No entanto, a gênese e a implementação dessa regulamentação não são isentas de críticas, até porque as normas ainda são deveras vagas. Aponta-se, por exemplo, que a tramitação da Lei nº 14.790/2023 foi marcada pela urgência e por um foco excessivo na arrecadação fiscal, em detrimento de um debate multissetorial mais aprofundado, especialmente com a área da saúde. A baixa participação do Ministério da Saúde nesse processo é vista como uma falha grave. Não à toa, trechos da lei já são objeto de questionamento no Judiciário.
Mesmo com a nova lei, desafios gigantescos persistem, como aqueles relacionados à fiscalização efetiva, ao combate ao mercado ilegal e questões de educação e prevenção.

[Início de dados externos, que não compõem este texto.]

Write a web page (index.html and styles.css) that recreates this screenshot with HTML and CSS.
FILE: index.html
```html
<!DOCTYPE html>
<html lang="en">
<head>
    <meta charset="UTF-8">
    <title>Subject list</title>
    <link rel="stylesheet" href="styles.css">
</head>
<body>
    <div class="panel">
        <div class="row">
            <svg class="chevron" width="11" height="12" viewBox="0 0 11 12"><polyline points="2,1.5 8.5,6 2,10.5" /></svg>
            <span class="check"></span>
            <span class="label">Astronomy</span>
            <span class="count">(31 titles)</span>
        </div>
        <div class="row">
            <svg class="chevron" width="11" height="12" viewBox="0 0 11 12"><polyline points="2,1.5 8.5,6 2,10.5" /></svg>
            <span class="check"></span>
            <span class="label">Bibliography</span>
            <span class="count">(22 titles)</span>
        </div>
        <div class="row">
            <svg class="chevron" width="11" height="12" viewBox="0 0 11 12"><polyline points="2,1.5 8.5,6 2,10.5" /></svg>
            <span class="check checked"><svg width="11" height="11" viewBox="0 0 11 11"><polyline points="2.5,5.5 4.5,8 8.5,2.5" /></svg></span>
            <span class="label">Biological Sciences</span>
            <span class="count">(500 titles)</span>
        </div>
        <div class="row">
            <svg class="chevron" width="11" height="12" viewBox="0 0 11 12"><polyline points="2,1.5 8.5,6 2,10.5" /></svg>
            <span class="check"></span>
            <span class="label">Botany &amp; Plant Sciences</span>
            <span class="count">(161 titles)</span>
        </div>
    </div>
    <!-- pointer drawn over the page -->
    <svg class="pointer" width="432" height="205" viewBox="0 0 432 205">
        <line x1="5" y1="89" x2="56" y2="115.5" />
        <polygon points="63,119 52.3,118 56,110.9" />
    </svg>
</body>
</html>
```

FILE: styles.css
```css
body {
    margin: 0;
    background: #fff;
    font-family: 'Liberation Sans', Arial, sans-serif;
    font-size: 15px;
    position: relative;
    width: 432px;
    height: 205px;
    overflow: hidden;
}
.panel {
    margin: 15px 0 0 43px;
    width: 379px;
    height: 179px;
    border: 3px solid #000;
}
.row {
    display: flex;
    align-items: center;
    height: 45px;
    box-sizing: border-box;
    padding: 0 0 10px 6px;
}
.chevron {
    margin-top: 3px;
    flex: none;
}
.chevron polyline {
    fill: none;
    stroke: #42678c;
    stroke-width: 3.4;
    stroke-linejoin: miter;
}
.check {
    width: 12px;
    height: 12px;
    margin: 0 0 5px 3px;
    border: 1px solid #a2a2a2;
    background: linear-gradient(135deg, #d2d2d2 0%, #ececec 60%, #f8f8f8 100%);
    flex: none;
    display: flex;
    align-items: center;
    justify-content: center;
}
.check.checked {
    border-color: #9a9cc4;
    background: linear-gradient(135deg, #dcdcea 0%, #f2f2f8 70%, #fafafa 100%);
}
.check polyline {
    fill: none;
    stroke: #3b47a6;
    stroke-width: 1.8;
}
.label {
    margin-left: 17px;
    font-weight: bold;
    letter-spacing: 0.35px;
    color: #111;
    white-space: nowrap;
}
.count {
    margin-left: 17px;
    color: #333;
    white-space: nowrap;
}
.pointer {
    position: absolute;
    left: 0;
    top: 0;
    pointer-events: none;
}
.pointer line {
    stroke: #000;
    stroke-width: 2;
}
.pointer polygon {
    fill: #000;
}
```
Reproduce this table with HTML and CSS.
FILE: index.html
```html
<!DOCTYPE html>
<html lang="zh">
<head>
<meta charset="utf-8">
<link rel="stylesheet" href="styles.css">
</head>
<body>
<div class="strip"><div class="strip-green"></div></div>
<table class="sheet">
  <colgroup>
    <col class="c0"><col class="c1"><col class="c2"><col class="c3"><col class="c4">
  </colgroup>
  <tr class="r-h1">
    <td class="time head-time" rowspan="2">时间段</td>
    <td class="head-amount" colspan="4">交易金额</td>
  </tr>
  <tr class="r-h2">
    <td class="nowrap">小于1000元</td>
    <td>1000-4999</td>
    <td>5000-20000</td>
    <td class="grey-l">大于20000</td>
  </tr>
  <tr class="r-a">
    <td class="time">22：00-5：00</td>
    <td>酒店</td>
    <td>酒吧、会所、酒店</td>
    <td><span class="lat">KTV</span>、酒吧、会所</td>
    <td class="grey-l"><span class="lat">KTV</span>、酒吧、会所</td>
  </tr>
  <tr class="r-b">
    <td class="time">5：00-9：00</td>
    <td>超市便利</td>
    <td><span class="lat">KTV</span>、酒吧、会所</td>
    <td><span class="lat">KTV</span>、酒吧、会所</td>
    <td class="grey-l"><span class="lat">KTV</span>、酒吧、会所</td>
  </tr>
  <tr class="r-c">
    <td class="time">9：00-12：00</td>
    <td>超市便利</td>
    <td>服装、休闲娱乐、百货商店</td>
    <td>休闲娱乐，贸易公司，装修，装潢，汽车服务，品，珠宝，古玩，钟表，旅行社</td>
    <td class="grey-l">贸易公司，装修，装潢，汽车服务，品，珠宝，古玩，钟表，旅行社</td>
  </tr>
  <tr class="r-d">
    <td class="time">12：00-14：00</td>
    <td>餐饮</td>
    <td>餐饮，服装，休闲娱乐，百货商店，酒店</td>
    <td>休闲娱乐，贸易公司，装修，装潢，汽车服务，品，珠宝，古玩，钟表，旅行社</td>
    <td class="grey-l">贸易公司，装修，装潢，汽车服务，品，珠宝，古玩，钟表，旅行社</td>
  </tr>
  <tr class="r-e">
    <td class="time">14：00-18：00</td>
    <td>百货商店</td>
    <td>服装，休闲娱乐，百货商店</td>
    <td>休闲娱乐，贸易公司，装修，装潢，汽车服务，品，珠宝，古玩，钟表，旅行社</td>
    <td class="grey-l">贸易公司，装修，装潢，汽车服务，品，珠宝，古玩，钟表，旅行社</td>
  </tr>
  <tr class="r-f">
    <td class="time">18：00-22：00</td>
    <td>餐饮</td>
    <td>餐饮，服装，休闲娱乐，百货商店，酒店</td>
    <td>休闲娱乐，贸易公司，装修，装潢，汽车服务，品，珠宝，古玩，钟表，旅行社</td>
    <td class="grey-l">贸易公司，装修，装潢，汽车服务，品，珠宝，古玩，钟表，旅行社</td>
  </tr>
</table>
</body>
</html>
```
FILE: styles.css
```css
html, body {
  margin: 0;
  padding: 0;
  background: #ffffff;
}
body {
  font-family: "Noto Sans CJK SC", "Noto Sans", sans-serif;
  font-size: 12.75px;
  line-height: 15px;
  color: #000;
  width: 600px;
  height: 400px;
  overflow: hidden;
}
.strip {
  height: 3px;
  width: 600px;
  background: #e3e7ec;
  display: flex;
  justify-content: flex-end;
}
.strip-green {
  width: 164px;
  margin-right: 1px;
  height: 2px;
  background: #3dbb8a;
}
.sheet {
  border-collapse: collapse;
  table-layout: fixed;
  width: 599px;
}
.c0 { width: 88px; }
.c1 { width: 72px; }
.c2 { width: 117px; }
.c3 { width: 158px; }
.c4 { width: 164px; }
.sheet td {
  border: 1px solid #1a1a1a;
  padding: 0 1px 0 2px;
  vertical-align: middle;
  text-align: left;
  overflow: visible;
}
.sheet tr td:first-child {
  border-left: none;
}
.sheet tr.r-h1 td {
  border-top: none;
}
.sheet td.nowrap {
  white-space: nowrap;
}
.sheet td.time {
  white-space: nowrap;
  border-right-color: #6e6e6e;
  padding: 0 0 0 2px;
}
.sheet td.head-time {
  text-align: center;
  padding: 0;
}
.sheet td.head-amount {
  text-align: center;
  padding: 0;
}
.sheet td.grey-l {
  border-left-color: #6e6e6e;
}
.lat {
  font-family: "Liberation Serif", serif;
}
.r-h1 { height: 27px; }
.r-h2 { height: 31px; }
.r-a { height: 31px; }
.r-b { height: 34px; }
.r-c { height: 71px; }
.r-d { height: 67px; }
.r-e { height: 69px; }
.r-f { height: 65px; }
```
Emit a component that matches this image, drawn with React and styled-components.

As investigações no Congresso Nacional são um passo necessário para entender e tentar controlar um fenômeno que rapidamente se entranhou na cultura e na economia brasileira. Contudo, o apito final está longe de ser dado. A questão que permanece é se o ímpeto investigativo e legislativo resultará em uma transformação duradoura, capaz de equilibrar os interesses econômicos de um mercado bilionário com a proteção da integridade esportiva, da saúde pública e da segurança financeira dos cidadãos. Senão, passada a febre das CPIs, o Brasil continuará correndo atrás do prejuízo, em um jogo viciado onde os maiores perdedores serão sempre os mais vulneráveis.